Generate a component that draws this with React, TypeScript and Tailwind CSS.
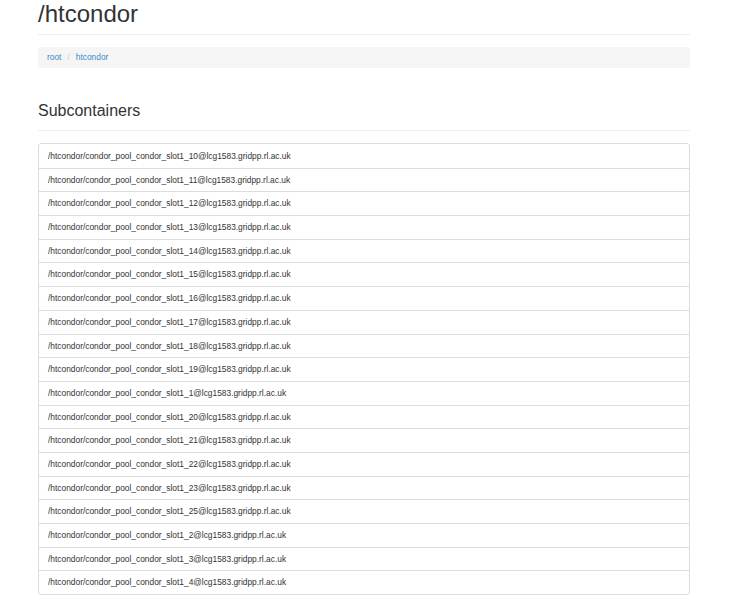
const slots = ["10", "11", "12", "13", "14", "15", "16", "17", "18", "19", "1", "20", "21", "22", "23", "25", "2", "3", "4"];

export default function App() {
  return (
    <div className="px-[38px] text-[#333]" style={{ fontFamily: '"Liberation Sans", Arial, sans-serif' }}>
      <h1 className="w-[652px] text-[24px] font-medium leading-[26px] pt-[1px] pb-[7px] border-b border-[#eee]">/htcondor</h1>
      <div className="mt-[12px] w-[652px] h-[21px] flex items-center px-[9px] rounded-[3px] bg-[#f5f5f5] text-[8.4px]">
        <span className="text-[#428bca]">root</span>
        <span className="text-[#ccc] px-[6px]">/</span>
        <span className="text-[#428bca]">htcondor</span>
      </div>
      <h2 className="mt-[33px] w-[652px] text-[16px] font-medium leading-[20px] pb-[9px] border-b border-[#eee]">Subcontainers</h2>
      <div className="mt-[12px] w-[652px] border border-[#ddd] rounded-[3px]">
        {slots.map((s, i) => (
          <div
            key={s}
            className={`h-[23.7px] flex items-center px-[9px] text-[8.4px] ${i > 0 ? "border-t border-[#ddd]" : ""}`}
          >
            /htcondor/condor_pool_condor_slot1_{s}@lcg1583.gridpp.rl.ac.uk
          </div>
        ))}
      </div>
    </div>
  );
}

Written exercise:
Write out the listing word for word, omitting the pictures it holds.

Output of the exercise:
Generate a component that draws this with React, TypeScript and Tailwind CSS.
const slots = ["10", "11", "12", "13", "14", "15", "16", "17", "18", "19", "1", "20", "21", "22", "23", "25", "2", "3", "4"];

export default function App() {
  return (
    <div className="px-[38px] text-[#333]" style={{ fontFamily: '"Liberation Sans", Arial, sans-serif' }}>
      <h1 className="w-[652px] text-[24px] font-medium leading-[26px] pt-[1px] pb-[7px] border-b border-[#eee]">/htcondor</h1>
      <div className="mt-[12px] w-[652px] h-[21px] flex items-center px-[9px] rounded-[3px] bg-[#f5f5f5] text-[8.4px]">
        <span className="text-[#428bca]">root</span>
        <span className="text-[#ccc] px-[6px]">/</span>
        <span className="text-[#428bca]">htcondor</span>
      </div>
      <h2 className="mt-[33px] w-[652px] text-[16px] font-medium leading-[20px] pb-[9px] border-b border-[#eee]">Subcontainers</h2>
      <div className="mt-[12px] w-[652px] border border-[#ddd] rounded-[3px]">
        {slots.map((s, i) => (
          <div
            key={s}
            className={`h-[23.7px] flex items-center px-[9px] text-[8.4px] ${i > 0 ? "border-t border-[#ddd]" : ""}`}
          >
            /htcondor/condor_pool_condor_slot1_{s}@lcg1583.gridpp.rl.ac.uk
          </div>
        ))}
      </div>
    </div>
  );
}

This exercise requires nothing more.